Please copy every line of the records below that holds the word "with".

Records for processing:
* start *
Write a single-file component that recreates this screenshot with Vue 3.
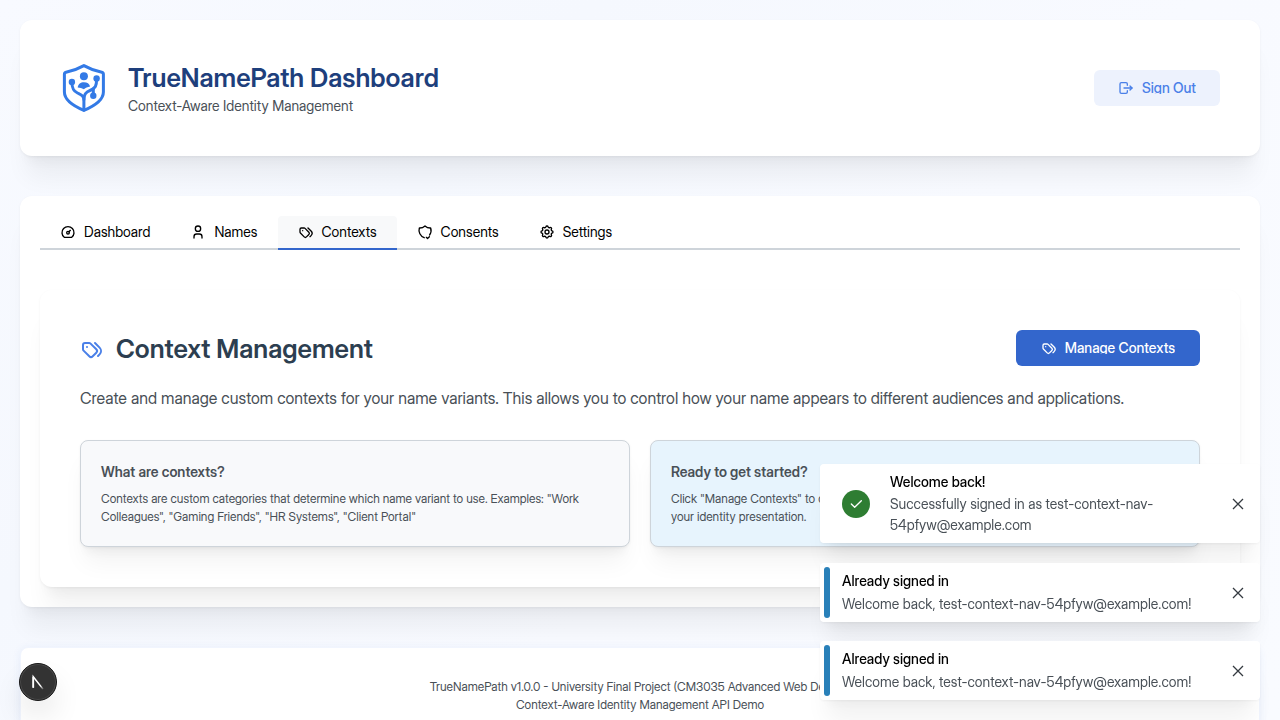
* end *
* start *
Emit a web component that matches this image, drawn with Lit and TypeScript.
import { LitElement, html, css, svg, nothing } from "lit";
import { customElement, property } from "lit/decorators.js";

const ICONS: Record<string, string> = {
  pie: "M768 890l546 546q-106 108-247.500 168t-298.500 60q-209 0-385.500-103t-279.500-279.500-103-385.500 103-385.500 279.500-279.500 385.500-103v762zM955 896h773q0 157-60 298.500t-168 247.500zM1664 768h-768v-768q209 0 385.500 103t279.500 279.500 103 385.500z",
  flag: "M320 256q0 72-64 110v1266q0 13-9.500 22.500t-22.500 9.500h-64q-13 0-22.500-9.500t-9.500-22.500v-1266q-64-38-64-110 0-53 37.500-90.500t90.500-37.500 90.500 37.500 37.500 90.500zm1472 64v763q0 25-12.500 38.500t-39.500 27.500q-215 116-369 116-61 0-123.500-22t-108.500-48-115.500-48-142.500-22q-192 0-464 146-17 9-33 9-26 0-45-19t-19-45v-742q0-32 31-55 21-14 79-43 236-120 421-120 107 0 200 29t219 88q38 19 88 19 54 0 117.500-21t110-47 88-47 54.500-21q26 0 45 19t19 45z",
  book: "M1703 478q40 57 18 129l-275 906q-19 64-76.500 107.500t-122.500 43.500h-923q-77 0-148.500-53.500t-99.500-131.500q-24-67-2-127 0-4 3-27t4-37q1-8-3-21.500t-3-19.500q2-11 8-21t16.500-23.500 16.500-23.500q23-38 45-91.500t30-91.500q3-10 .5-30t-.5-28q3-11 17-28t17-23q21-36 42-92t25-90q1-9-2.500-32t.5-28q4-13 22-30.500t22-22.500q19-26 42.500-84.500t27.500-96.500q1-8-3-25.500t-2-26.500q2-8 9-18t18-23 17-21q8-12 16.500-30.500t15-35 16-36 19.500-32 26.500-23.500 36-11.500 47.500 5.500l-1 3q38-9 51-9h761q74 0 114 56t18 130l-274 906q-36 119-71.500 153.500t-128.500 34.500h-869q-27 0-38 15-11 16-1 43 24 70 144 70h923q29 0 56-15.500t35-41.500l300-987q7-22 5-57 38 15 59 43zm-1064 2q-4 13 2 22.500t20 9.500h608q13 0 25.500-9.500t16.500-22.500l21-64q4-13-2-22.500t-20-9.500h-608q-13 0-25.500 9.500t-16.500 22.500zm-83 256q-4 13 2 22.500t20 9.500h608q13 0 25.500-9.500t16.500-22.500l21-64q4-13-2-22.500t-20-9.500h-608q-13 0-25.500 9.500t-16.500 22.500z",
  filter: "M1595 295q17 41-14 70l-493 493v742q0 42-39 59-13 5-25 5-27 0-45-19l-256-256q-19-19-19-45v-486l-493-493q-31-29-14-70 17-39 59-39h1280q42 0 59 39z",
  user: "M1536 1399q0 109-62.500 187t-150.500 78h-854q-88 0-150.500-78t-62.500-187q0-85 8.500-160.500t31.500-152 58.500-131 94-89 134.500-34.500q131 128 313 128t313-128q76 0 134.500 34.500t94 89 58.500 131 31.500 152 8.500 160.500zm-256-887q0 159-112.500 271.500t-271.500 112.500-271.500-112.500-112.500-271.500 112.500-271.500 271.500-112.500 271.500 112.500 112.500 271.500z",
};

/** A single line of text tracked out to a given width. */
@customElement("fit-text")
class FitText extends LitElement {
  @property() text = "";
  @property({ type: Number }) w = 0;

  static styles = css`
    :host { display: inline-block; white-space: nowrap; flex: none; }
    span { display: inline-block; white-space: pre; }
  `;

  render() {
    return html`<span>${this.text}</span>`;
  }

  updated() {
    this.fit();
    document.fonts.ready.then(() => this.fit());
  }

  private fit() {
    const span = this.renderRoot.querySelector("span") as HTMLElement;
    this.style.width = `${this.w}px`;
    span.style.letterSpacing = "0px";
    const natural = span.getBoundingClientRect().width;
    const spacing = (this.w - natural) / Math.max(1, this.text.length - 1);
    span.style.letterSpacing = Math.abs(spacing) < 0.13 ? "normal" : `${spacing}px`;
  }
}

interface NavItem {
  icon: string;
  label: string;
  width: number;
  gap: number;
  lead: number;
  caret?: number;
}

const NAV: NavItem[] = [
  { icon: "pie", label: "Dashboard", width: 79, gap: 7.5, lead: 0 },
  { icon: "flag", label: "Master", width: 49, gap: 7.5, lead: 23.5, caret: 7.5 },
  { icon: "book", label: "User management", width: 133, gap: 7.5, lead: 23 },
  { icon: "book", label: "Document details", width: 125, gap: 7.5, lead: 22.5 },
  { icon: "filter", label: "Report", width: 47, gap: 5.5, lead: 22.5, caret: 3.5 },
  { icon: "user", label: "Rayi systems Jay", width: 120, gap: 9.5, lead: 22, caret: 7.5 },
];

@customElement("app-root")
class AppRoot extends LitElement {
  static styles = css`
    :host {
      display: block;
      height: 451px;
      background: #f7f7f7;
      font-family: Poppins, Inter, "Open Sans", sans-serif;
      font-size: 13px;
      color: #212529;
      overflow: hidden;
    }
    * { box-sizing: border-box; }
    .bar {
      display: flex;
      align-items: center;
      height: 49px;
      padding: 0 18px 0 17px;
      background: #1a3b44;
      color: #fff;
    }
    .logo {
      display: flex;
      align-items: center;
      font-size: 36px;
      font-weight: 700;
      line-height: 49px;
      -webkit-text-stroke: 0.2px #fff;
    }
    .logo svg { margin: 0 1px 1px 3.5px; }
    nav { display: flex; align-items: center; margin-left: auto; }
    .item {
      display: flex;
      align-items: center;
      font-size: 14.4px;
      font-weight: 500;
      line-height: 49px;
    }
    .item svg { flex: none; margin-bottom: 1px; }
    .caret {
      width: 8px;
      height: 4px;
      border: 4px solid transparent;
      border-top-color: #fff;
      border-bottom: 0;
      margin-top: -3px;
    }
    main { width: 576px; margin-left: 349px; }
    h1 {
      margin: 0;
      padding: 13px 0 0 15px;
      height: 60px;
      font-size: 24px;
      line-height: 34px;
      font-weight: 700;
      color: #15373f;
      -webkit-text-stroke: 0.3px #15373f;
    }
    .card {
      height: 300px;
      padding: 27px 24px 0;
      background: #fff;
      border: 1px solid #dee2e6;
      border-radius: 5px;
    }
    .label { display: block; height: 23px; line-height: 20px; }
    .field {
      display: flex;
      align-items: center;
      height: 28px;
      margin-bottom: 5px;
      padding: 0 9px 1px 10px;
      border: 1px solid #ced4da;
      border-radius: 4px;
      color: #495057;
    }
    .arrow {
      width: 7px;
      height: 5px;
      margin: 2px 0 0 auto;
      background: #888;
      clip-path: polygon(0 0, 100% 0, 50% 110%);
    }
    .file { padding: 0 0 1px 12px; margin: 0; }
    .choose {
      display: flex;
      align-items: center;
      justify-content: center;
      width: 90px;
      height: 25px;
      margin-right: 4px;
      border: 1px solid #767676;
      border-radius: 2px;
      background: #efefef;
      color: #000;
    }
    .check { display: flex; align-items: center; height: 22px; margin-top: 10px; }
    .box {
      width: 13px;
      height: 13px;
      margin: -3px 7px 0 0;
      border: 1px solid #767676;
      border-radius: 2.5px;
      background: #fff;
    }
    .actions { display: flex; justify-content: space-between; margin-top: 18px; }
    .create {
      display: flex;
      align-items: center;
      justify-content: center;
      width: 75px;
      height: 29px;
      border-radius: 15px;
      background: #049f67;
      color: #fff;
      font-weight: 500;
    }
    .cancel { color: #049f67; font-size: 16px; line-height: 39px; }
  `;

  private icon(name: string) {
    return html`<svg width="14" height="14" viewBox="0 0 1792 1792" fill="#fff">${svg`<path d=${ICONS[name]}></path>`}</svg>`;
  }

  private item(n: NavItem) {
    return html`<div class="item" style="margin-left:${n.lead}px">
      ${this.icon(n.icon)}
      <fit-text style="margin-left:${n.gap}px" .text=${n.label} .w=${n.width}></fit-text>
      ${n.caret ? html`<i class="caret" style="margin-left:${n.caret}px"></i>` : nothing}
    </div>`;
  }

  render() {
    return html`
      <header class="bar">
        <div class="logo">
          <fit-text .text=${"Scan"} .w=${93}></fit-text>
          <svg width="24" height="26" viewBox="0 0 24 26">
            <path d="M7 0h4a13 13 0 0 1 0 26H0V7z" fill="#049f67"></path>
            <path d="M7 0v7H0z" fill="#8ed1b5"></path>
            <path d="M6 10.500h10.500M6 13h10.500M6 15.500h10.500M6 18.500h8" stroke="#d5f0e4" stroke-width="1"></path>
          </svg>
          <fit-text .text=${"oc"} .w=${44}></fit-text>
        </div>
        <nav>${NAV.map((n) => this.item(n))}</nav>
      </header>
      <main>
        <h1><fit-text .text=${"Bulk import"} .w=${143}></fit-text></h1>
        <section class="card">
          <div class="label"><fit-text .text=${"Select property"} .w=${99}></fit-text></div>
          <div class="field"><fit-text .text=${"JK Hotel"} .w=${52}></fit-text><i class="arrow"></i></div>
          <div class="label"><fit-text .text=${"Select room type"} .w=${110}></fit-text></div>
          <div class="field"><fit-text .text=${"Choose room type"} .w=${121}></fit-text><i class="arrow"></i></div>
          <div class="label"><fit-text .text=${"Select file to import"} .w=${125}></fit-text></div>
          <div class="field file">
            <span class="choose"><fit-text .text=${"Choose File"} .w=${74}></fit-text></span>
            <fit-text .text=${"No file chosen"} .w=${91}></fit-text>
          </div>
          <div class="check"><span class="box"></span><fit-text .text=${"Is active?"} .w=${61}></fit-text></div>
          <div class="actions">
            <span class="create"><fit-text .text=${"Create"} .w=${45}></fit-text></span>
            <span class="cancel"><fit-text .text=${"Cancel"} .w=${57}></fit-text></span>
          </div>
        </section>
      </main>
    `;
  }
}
* end *
* start *
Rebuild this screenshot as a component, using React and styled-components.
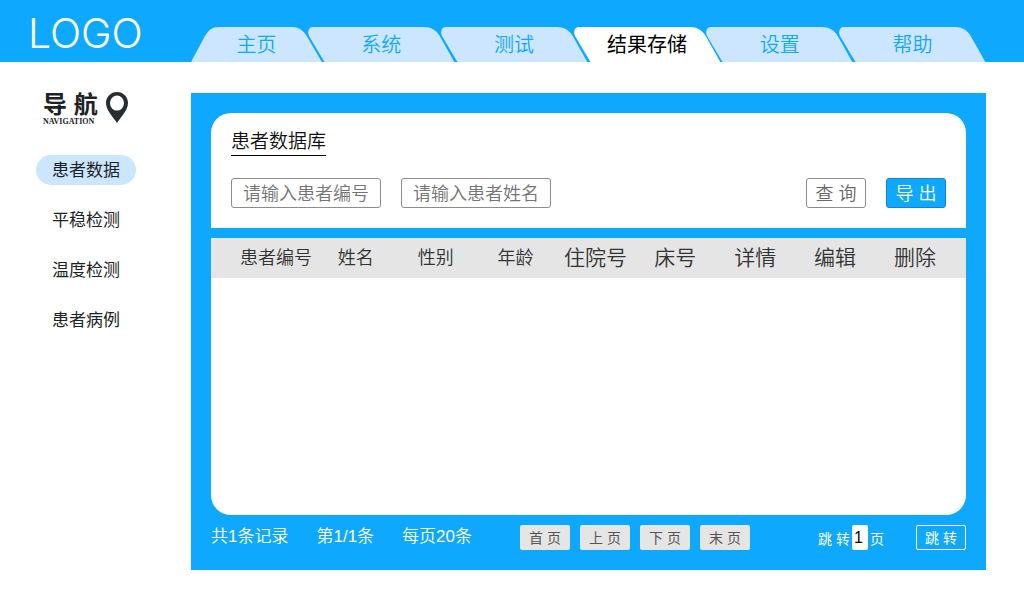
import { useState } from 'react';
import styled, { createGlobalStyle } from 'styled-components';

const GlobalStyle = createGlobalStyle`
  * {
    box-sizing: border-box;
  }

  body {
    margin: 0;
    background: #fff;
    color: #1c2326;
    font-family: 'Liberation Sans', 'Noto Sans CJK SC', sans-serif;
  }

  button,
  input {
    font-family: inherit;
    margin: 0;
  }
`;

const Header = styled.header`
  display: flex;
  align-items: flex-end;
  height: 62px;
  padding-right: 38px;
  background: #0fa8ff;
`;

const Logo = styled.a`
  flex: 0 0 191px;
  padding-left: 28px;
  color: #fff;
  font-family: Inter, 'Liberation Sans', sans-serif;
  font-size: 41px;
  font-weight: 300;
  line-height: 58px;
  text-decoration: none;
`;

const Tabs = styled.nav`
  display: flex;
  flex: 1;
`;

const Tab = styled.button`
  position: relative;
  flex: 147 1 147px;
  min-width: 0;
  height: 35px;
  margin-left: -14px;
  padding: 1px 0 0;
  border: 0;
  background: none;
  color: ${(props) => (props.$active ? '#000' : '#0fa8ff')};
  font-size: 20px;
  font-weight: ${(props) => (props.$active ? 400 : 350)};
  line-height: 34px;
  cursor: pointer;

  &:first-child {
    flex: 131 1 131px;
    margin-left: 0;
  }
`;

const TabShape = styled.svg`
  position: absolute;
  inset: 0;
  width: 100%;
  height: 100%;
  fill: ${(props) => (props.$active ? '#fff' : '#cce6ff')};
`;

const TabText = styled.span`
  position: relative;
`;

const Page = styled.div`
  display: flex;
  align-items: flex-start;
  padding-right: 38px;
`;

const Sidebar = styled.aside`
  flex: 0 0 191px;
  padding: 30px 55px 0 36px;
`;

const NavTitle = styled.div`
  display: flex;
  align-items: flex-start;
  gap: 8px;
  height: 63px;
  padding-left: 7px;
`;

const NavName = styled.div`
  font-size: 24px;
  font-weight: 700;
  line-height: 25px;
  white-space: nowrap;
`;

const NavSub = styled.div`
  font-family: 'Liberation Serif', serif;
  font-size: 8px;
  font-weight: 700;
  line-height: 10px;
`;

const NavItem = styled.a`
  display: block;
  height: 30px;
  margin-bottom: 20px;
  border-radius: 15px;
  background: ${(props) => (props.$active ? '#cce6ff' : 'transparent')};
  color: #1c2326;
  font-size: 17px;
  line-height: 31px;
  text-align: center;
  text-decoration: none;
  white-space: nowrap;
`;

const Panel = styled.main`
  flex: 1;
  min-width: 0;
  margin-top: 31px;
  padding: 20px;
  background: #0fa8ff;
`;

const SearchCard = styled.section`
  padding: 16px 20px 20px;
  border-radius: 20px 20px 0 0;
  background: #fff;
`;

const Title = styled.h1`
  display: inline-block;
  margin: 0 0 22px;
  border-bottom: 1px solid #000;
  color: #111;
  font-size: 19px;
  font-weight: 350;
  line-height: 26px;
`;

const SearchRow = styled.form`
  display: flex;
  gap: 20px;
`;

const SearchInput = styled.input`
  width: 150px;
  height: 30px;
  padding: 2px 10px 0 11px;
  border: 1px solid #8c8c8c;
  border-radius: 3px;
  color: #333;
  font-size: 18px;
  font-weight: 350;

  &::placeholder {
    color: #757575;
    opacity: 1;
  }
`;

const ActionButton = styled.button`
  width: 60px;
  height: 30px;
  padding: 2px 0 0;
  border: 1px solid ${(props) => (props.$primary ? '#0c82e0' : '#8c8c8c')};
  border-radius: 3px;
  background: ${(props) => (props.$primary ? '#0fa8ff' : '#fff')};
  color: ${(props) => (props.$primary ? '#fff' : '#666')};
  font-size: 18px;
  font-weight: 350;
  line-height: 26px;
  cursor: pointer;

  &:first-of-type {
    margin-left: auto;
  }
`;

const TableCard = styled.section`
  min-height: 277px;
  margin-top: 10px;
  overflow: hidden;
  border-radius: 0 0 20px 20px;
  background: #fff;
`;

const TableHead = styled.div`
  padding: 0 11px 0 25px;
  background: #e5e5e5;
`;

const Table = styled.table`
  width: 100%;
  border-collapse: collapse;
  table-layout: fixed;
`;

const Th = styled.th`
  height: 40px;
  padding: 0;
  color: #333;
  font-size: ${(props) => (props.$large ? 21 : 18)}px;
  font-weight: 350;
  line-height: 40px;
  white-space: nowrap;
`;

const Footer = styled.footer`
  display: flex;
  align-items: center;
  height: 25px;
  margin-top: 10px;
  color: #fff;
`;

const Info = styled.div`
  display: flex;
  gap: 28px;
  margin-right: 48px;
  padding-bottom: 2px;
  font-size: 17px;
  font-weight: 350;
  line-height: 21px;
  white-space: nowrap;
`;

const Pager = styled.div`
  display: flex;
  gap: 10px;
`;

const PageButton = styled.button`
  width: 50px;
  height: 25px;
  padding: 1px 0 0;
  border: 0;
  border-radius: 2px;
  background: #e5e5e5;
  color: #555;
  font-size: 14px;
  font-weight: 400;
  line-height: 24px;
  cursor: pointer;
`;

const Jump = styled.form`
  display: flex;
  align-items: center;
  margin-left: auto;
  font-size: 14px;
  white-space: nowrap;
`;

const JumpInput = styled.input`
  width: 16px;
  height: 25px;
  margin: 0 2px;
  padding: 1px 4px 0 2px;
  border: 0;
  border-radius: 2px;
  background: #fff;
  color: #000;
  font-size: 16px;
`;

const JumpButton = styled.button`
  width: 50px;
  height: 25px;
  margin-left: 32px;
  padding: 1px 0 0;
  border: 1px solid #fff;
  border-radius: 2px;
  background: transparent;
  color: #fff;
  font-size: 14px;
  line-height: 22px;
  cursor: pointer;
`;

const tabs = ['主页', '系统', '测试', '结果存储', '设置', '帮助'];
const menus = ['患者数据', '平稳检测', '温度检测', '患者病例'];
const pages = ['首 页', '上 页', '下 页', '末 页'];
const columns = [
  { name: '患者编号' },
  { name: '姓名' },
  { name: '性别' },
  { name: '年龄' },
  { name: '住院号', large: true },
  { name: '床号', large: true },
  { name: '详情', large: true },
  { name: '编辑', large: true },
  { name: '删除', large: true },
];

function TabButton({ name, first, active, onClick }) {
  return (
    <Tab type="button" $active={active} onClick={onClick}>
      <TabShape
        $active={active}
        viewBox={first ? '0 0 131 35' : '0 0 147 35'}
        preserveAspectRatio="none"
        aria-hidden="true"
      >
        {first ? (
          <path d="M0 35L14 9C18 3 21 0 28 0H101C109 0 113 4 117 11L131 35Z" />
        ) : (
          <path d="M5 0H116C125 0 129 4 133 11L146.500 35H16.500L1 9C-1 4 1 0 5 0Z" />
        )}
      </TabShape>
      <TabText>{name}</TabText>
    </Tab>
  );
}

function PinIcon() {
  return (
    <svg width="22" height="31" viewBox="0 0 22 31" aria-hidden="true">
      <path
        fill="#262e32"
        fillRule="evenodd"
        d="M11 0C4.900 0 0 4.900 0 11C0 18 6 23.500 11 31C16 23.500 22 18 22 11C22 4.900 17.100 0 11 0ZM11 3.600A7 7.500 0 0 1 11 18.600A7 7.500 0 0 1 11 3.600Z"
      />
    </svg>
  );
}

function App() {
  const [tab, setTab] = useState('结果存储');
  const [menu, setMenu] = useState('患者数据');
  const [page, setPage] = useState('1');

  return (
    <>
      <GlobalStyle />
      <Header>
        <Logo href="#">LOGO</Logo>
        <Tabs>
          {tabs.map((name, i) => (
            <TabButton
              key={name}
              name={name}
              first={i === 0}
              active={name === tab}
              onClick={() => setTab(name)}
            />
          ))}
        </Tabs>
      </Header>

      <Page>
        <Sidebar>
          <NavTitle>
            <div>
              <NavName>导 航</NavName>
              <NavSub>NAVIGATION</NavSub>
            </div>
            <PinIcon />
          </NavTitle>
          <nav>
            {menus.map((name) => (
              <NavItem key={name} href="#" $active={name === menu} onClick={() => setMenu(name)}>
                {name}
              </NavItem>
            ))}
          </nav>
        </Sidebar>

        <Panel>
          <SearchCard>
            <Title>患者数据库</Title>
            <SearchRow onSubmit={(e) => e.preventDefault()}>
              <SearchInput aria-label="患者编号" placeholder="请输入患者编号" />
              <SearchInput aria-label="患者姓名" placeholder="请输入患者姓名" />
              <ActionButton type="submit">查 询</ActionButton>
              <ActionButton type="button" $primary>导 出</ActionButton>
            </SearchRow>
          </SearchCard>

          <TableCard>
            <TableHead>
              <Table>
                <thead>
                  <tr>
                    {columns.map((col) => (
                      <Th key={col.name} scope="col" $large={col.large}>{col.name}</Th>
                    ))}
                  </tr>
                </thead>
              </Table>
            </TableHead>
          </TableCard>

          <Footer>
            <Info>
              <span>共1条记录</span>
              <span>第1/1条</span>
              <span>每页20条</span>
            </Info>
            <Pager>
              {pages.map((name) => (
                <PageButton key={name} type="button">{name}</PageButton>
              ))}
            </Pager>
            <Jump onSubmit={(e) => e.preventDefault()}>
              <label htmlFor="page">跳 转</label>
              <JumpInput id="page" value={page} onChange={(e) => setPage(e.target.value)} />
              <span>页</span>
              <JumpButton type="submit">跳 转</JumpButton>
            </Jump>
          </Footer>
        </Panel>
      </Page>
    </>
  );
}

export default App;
* end *
Full answer:
Write a single-file component that recreates this screenshot with Vue 3.
Emit a web component that matches this image, drawn with Lit and TypeScript.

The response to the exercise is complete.